**Objective:** Report every line in the listing below where the string "page" shows up.

Dataset items

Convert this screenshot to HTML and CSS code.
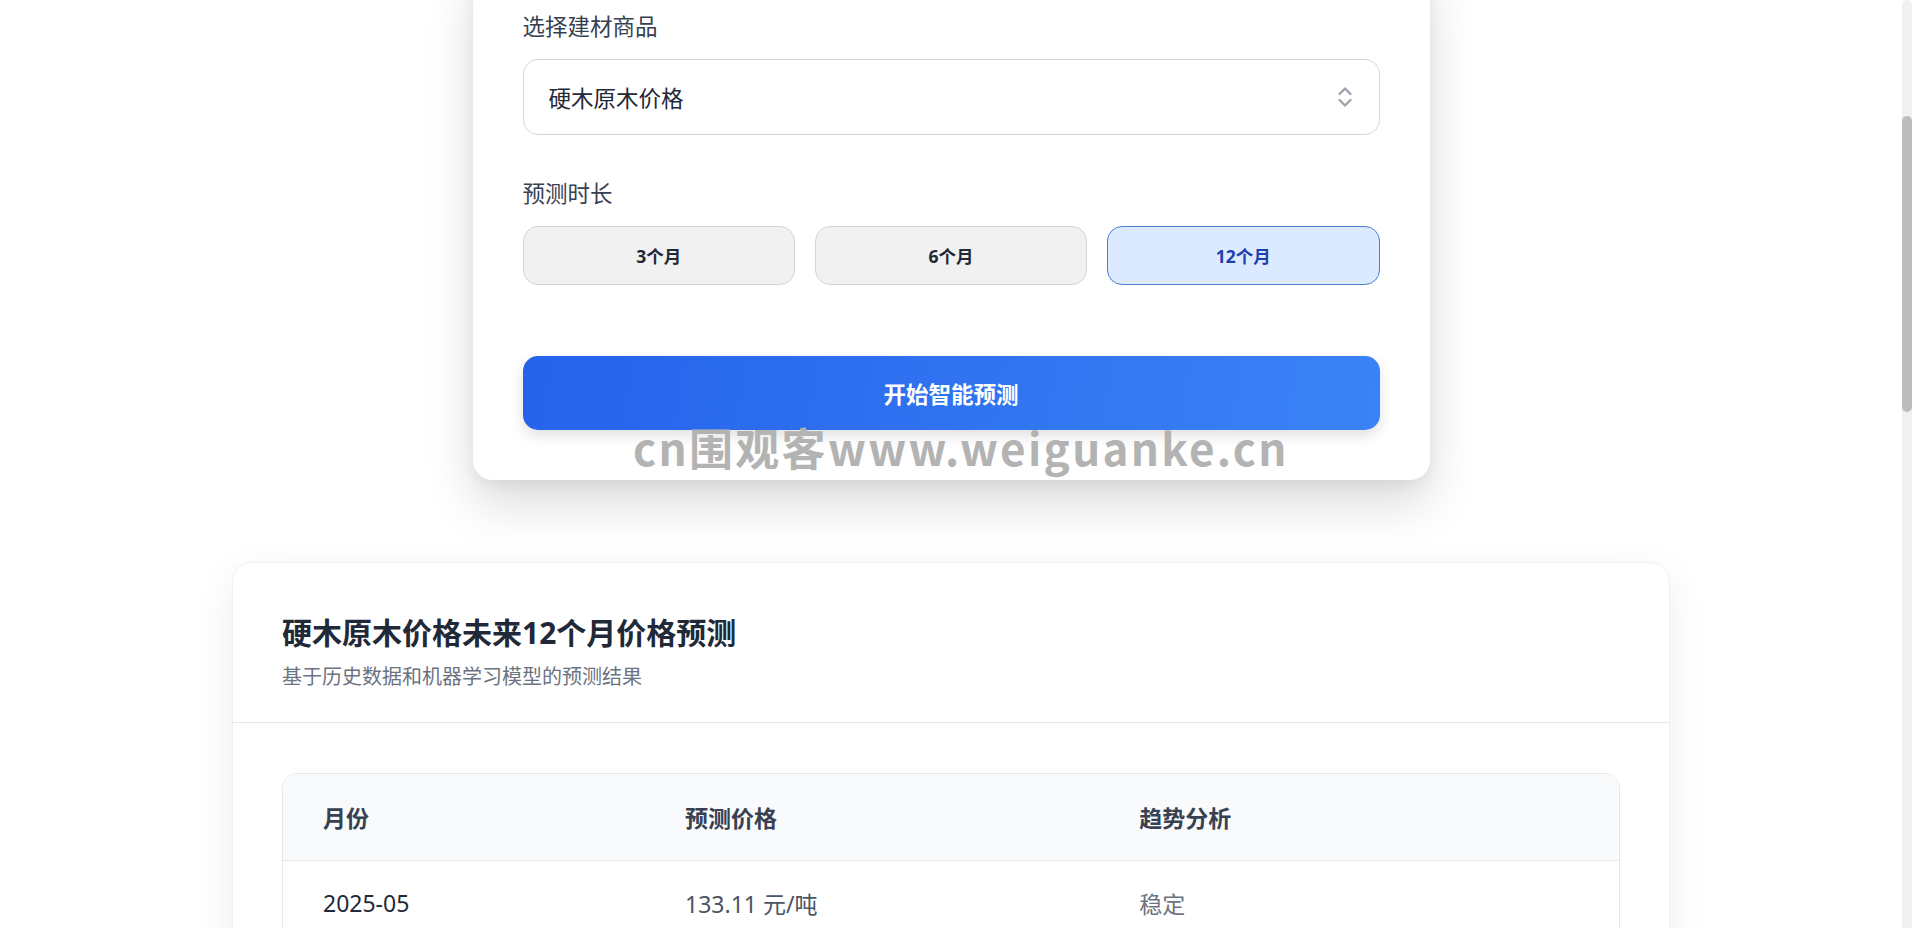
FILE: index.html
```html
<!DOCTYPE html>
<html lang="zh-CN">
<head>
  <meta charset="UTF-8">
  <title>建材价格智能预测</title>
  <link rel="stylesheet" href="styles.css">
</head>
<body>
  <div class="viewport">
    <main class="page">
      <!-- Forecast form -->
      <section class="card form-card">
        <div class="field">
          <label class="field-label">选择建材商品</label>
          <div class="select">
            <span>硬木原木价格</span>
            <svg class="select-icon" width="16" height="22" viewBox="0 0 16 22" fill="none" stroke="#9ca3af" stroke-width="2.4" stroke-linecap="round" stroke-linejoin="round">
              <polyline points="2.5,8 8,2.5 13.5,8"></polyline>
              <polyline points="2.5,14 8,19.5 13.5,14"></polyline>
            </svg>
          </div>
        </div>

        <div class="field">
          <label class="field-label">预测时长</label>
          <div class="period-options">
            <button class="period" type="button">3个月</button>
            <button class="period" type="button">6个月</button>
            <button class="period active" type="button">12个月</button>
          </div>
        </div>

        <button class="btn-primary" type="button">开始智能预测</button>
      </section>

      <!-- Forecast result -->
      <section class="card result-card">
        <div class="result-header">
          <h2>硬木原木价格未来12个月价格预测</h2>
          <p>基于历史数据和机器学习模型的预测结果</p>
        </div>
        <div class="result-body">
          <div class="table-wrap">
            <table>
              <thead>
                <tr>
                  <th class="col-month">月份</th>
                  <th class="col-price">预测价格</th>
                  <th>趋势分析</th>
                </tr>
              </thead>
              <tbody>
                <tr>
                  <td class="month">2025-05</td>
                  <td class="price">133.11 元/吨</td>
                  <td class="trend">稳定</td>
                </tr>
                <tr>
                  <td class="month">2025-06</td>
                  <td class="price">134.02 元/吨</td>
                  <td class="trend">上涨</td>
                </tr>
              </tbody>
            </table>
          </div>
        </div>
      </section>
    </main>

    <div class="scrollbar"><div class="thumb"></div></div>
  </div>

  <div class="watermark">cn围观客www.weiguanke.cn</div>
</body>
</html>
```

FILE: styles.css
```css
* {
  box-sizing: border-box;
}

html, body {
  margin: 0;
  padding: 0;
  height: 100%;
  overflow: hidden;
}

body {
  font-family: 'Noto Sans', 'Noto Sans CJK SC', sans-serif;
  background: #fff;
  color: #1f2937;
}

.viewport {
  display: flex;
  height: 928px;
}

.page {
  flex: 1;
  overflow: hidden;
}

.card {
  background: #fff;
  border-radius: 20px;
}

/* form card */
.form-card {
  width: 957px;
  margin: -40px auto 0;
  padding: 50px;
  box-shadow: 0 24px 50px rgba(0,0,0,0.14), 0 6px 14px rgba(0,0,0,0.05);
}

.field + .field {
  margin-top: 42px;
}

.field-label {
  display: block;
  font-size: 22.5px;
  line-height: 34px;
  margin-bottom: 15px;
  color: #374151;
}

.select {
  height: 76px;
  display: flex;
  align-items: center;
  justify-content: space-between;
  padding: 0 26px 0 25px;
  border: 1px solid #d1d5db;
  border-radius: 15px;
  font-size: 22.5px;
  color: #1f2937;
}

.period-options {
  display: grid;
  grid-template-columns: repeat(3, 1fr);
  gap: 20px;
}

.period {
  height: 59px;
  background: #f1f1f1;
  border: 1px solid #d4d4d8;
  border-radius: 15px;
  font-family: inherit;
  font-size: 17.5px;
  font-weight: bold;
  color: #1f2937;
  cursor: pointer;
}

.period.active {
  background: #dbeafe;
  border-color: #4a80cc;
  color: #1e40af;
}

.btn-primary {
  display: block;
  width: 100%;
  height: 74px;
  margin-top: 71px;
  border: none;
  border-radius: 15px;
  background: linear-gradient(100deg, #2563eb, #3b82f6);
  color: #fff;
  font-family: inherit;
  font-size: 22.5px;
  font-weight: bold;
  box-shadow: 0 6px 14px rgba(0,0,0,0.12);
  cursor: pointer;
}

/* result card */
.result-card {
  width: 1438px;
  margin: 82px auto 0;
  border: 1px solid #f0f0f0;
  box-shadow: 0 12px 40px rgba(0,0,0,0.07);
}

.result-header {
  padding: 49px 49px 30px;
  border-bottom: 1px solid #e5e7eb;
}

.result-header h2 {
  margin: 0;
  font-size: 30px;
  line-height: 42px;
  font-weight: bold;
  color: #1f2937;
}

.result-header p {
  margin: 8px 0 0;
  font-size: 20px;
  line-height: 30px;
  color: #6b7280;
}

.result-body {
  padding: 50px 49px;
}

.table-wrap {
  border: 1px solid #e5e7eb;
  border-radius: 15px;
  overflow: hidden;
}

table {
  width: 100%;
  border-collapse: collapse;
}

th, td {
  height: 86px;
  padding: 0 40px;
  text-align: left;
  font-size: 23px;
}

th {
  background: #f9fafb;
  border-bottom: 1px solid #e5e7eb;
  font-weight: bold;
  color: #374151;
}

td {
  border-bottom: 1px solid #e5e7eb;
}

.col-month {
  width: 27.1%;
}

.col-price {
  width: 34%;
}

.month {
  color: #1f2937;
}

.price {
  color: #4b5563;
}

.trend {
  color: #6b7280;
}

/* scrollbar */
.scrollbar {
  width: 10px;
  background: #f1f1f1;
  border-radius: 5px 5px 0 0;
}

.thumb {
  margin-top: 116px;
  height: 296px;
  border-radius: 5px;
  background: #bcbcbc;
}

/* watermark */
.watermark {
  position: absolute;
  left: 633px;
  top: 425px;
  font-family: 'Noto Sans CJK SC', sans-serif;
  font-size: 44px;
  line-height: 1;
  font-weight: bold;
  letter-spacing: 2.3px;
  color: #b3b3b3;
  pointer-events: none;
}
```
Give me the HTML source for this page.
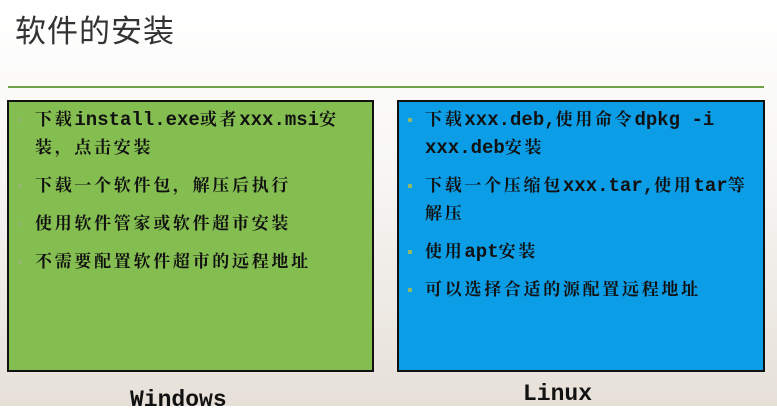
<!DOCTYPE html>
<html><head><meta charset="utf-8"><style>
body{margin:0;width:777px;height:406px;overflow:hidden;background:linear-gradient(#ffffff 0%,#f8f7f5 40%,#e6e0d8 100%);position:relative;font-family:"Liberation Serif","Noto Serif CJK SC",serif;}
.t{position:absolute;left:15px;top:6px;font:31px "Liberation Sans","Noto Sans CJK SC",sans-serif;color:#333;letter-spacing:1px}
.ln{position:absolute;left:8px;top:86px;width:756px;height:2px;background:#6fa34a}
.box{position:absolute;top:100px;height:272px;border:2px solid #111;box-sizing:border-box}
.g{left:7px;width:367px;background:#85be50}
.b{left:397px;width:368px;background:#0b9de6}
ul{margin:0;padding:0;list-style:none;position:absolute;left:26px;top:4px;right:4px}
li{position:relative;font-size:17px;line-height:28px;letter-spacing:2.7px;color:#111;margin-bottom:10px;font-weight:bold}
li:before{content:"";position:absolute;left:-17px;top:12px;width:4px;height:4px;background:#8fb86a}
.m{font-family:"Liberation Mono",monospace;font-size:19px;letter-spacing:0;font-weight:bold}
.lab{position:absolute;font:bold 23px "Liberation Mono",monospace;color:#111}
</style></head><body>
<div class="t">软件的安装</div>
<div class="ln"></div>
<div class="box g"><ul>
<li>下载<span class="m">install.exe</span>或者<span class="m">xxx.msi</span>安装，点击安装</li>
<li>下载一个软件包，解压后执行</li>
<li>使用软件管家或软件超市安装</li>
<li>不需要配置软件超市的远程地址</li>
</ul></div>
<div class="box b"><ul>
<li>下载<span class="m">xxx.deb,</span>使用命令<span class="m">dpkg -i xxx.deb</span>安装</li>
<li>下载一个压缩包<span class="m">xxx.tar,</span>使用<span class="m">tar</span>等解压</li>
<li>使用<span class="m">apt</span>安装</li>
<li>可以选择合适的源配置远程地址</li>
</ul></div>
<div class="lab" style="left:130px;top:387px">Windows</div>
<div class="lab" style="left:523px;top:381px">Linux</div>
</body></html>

...

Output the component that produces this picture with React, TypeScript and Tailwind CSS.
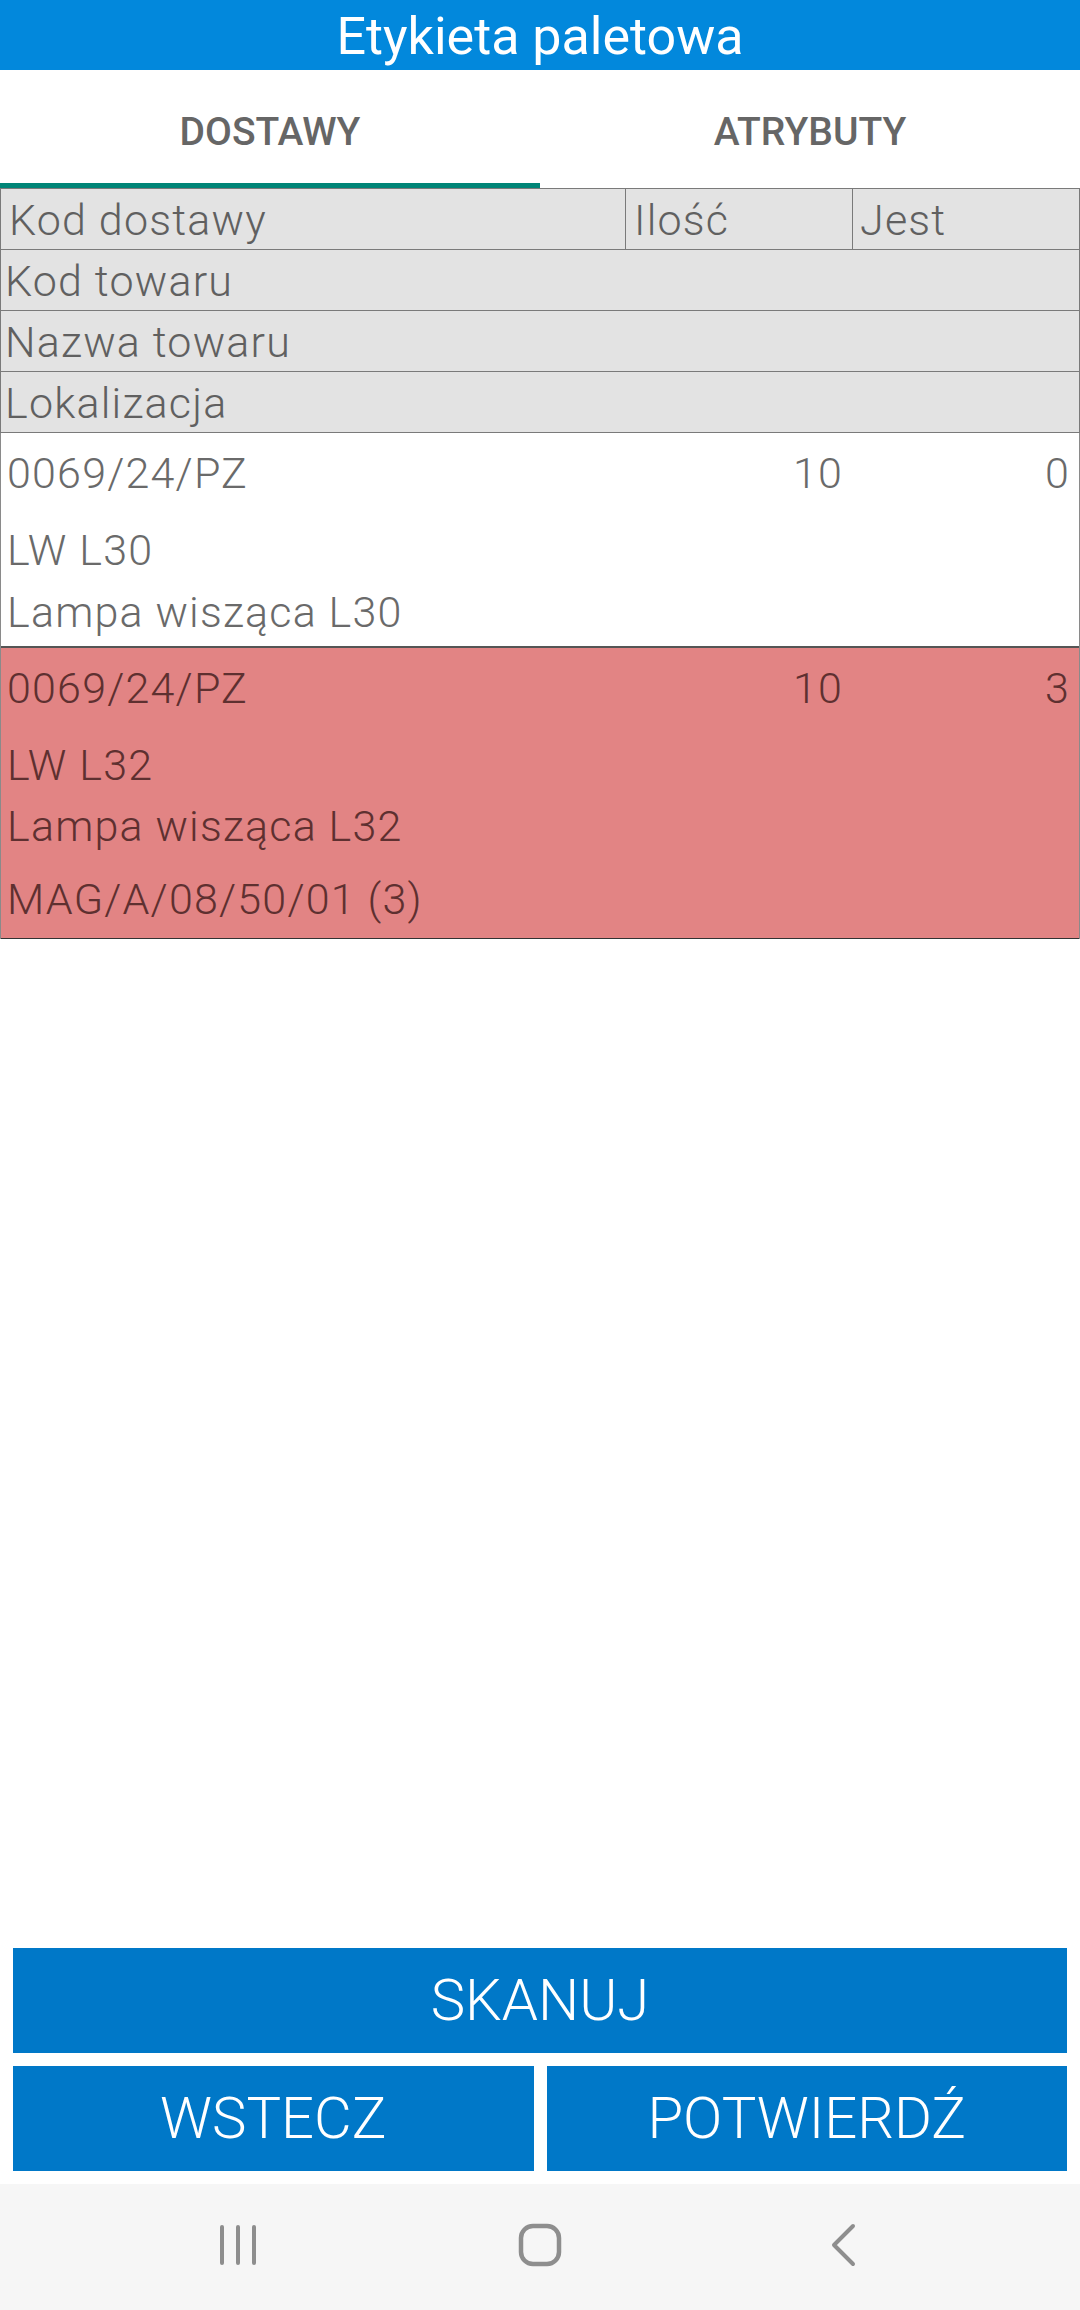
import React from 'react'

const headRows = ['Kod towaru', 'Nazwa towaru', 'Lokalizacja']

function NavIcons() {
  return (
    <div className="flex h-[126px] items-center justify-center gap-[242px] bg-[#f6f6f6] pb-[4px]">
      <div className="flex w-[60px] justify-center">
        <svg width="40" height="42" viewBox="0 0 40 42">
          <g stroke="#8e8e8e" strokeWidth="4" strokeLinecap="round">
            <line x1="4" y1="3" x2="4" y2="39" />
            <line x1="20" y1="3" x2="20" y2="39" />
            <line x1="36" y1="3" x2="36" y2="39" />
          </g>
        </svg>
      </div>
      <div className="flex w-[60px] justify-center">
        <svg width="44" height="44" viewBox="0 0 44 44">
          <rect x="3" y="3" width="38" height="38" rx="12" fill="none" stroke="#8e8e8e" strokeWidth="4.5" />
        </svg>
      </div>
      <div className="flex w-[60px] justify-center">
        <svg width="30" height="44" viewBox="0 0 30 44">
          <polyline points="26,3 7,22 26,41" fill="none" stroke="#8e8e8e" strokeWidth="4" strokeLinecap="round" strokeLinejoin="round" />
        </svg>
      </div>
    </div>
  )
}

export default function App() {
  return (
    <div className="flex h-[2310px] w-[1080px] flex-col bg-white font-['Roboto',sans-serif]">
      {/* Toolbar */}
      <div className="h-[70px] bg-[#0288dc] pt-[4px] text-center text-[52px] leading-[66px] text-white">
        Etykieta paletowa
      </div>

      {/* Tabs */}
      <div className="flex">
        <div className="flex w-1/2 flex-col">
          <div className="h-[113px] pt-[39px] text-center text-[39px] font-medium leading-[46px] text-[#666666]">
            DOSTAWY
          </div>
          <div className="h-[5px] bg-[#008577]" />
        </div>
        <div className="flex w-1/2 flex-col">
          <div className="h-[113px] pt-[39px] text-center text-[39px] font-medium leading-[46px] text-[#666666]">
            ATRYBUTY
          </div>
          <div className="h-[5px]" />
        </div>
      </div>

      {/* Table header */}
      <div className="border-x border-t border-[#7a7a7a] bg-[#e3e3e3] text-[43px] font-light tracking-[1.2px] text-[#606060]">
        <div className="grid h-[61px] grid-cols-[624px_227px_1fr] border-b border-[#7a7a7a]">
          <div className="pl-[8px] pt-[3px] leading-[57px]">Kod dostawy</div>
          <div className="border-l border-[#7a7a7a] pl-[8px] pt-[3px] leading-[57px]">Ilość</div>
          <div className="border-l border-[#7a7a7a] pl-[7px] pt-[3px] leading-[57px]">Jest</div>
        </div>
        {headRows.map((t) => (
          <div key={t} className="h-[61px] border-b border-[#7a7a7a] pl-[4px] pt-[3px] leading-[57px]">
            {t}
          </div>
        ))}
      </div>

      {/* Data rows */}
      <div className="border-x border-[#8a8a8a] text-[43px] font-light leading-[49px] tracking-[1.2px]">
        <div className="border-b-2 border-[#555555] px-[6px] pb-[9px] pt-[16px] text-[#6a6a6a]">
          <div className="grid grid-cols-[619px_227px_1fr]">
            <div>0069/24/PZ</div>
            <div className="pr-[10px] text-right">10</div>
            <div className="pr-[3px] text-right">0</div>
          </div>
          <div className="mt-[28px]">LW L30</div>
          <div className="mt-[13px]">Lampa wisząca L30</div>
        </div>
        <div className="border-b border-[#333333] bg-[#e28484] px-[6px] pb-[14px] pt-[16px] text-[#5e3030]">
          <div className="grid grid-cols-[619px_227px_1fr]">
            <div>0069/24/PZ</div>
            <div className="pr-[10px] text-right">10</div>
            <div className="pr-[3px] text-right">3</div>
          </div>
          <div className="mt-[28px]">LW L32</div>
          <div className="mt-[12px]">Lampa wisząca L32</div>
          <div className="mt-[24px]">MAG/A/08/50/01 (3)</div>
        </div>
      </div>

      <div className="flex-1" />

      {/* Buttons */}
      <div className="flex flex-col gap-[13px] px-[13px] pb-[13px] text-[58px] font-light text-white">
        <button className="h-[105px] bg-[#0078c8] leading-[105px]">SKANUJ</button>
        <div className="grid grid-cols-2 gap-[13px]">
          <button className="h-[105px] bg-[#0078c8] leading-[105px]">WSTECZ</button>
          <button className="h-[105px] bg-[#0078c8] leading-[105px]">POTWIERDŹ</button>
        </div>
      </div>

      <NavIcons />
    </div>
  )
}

**Problem solution:**
    <main class="page">
.page {
Give me the HTML source for this page.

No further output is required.